Milbenkäse: „Igitt“ oder doch „Hmm, lecker“?

Forscher entlocken Milbenkäse das Aroma-Geheimnis

28.04.2016 - Deutschland

Der „Würchwitzer Milbenkäse“ gehört zu den teuersten deutschen Käsesorten. Woher aber kommt sein Zitrus-Aroma? Dieser bislang ungeklärten Frage gingen Biologen der TU Darmstadt nach. Sie fanden heraus: Milben helfen nicht nur bei der Reifung, sondern prägen mit ihren Abwehrstoffen den Geschmack.

Sandra Junker / TU Darmstadt

Ein „Würchwitzer Milbenkäse“ mit von lebenden Milben dicht besiedelter Käserinde.

Sandra Junker / TU Darmstadt

Die Milben werden mit einem Pinsel vom Käse gesammelt und in ein Lösungsmittel (Hexan) überführt. Hier geben sie ihr Wehrsekret ab, es löst sich und kann dann chemisch untersucht werden.

Sandra Junker / TU Darmstadt
Sandra Junker / TU Darmstadt

Wenn Milben einen Käse befallen, gilt er normalerweise als verdorben. Nicht so beim „Würchwitzer Milbenkäse“: Dieser wird bei der Herstellung willentlich mit tausenden der Tierchen versetzt – die Milben leben dann mehrere Monate auf dem Käse, unterstützen so dessen Reifung, und machen ihn zu einem der teuersten Käse Deutschlands. Der Würchwitzer Milbenkäse zeichnet sich zum einen durch seinen kümmelartigen Geschmack aus, zum anderen wird er schon seit hunderten von Jahren wegen seines fruchtigen Aromas geschätzt. So schrieb der Arzt und Parasitenforscher Friedrich Küchenmeister schon 1881: „Bekanntlich wird Acarus siro [die Käsemilbe] in manchen Gegenden Deutschlands von Landwirten förmlich (in sogenannten Milbenkisten) gezüchtet, um den Milbenkäse, der wegen seines zitronensäuerlichen Geschmackes von Gourmands geliebt wird, herstellen zu können.“ Mittlerweile haben die Würchwitzer ihren Käsemilben sogar ein Denkmal gesetzt und ein Stückchen des berühmt-berüchtigten Käses zur Internationalen Raumstation ISS entsandt.

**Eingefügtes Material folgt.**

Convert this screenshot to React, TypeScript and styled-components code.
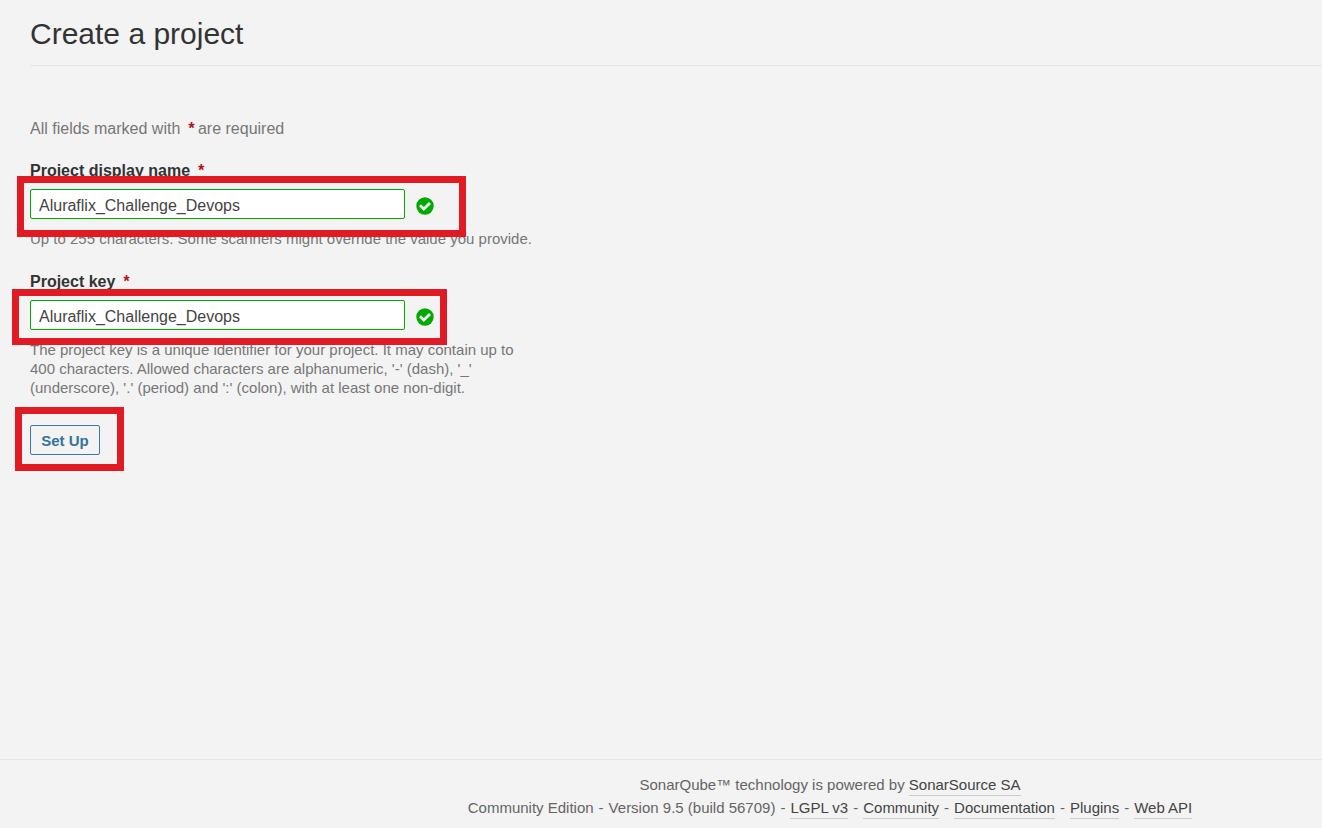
import React from "react";
import styled, { createGlobalStyle } from "styled-components";

const GlobalStyle = createGlobalStyle`
  *, *::before, *::after { box-sizing: border-box; }
  html, body { margin: 0; padding: 0; background: #f3f3f3; }
  body {
    font-family: "Liberation Sans", Arial, sans-serif;
    font-size: 16px;
    line-height: 20px;
    color: #333;
  }
`;

const Page = styled.div`
  display: flex;
  flex-direction: column;
  min-height: 100vh;
`;

const Main = styled.main`
  flex: 1;
  padding-left: 30px;
`;

const Header = styled.header`
  padding: 16px 0 14px;
  border-bottom: 1px solid #e6e6e6;
`;

const Title = styled.h1`
  margin: 0;
  font-size: 30px;
  line-height: 35px;
  font-weight: 400;
`;

const Form = styled.form`
  display: flex;
  flex-direction: column;
  align-items: flex-start;
  padding-top: 53px;
`;

const RequiredNote = styled.p`
  margin: 0 0 22px;
  color: #777;
`;

const Star = styled.em`
  margin: 0 4px 0 3px;
  color: #b4101c;
  font-weight: 700;
`;

const Field = styled.div<{ $last?: boolean }>`
  max-width: 510px;
  margin-bottom: ${(p) => (p.$last ? 28 : 24)}px;
`;

const Label = styled.label`
  display: block;
  margin-bottom: 8px;
  font-weight: 700;
`;

const Marked = styled.div`
  position: relative;
  width: max-content;
`;

const Frame = styled.span<{ $top: number; $right: number; $bottom: number; $left: number }>`
  position: absolute;
  top: -${(p) => p.$top}px;
  right: -${(p) => p.$right}px;
  bottom: -${(p) => p.$bottom}px;
  left: -${(p) => p.$left}px;
  z-index: 1;
  border: 7px solid #e01b24;
  pointer-events: none;
`;

const InputRow = styled.div`
  display: flex;
  align-items: center;
  gap: 11px;
`;

const Input = styled.input`
  width: 375px;
  height: 30px;
  padding: 4px 8px 0;
  border: 1px solid #0a0;
  border-radius: 2px;
  background: #fff;
  color: #444;
  font: inherit;
  outline: none;
`;

const Valid = styled.svg`
  width: 18px;
  height: 18px;
  margin-top: 4px;
`;

const Help = styled.p`
  margin: 10px 0 0;
  font-size: 15px;
  line-height: 19px;
  color: #777;
`;

const SetUpButton = styled.button`
  display: block;
  height: 30px;
  width: 70px;
  padding: 2px 0 0;
  border: 1px solid #3a7aa5;
  border-radius: 2px;
  background: transparent;
  color: #3474a0;
  font: inherit;
  font-size: 15px;
  font-weight: 700;
`;

const Footer = styled.footer`
  padding: 13px 0 9px 338px;
  border-top: 1px solid #e6e6e6;
  font-size: 15px;
  line-height: 23px;
  color: #656565;
  text-align: center;
  white-space: nowrap;
`;

const Separator = styled.span`
  margin: 0 5px;
`;

const FooterLink = styled.a`
  padding-bottom: 2px;
  border-bottom: 1px solid #cacaca;
  color: #444;
  text-decoration: none;
`;

const links = ["LGPL v3", "Community", "Documentation", "Plugins", "Web API"];

function ValidIcon() {
  return (
    <Valid viewBox="0 0 18 18" role="img" aria-label="Valid">
      <circle cx="9" cy="9" r="8.7" fill="#0a0" />
      <path d="M4 8.3 7.8 12.1l6.2-6.2" fill="none" stroke="#f3f3f3" strokeWidth="2.8" />
    </Valid>
  );
}

export default function App() {
  return (
    <Page>
      <GlobalStyle />
      <Main>
        <Header>
          <Title>Create a project</Title>
        </Header>
        <Form onSubmit={(e) => e.preventDefault()}>
          <RequiredNote>
            All fields marked with <Star>*</Star>are required
          </RequiredNote>
          <Field>
            <Label htmlFor="project-name">
              Project display name <Star>*</Star>
            </Label>
            <Marked>
              <InputRow>
                <Input id="project-name" type="text" defaultValue="Aluraflix_Challenge_Devops" required />
                <ValidIcon />
              </InputRow>
              <Frame $top={13} $right={32} $bottom={18} $left={13} />
            </Marked>
            <Help>Up to 255 characters. Some scanners might override the value you provide.</Help>
          </Field>
          <Field $last>
            <Label htmlFor="project-key">
              Project key <Star>*</Star>
            </Label>
            <Marked>
              <InputRow>
                <Input id="project-key" type="text" defaultValue="Aluraflix_Challenge_Devops" required />
                <ValidIcon />
              </InputRow>
              <Frame $top={11} $right={13} $bottom={15} $left={18} />
            </Marked>
            <Help>
              The project key is a unique identifier for your project. It may contain up to 400 characters. Allowed
              characters are alphanumeric, '-' (dash), '_' (underscore), '.' (period) and ':' (colon), with at least
              one non-digit.
            </Help>
          </Field>
          <Marked>
            <SetUpButton type="submit">Set Up</SetUpButton>
            <Frame $top={18} $right={24} $bottom={16} $left={15} />
          </Marked>
        </Form>
      </Main>
      <Footer>
        <div>
          SonarQube™ technology is powered by <FooterLink href="#sonarsource">SonarSource SA</FooterLink>
        </div>
        <div>
          Community Edition<Separator>-</Separator>Version 9.5 (build 56709)
          {links.map((name) => (
            <React.Fragment key={name}>
              <Separator>-</Separator>
              <FooterLink href="#footer">{name}</FooterLink>
            </React.Fragment>
          ))}
        </div>
      </Footer>
    </Page>
  );
}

Woher aber kommt der fruchtige Geschmack? Das war bis jetzt unbekannt und kann durch die zugesetzten Gewürze nicht wirklich erklärt werden. Der Frage gingen der Milbenkundler Dr. Michael Heethoff und sein Doktorand Adrian Brückner aus der Arbeitsgruppe „Ökologische Netzwerke“ im Fachbereich Biologie der TU Darmstadt nach. Was als Käse-Tasting begann, wurde schnell zur Suche nach den chemischen Ursachen für das Zitrus-Aroma. Zunächst entfernten die Forscher alle Milben und untersuchten das Duft-Bouquet des Käses ohne seine Bewohner. Hier konnten sie jedoch keine zitronenartigen Duftstoffe nachweisen. Käsemilben zeichnen sich, neben ihrer Vorliebe für Käse, dadurch aus, dass sie sich ihre Feinde mit einem abschreckenden Wehrsekret vom Leibe halten. Und in ebendiesem Sekret fanden die Wissenschaftler unter anderem Neral, eine der Hauptkomponenten des Zitronenöls. Der fruchtige Charakter des Käses begründet sich also nicht durch die eigentliche Herstellung, sondern erklärt sich vielmehr durch eine Abwehrreaktion der Milben beim Schneiden und Zerkauen der Delikatesse. Für das volle Aroma des Milbenkäses sind also die Milben unverzichtbar.

Neben dem deutschen Milbenkäse gibt es übrigens auch noch den französischen Mimolette, welcher ebenfalls mithilfe von Käsemilben reift. Auch bei diesem fanden die Forscher Neral und konnten die zitronenartige Geschmacksnote somit den Käsemilben zuschreiben.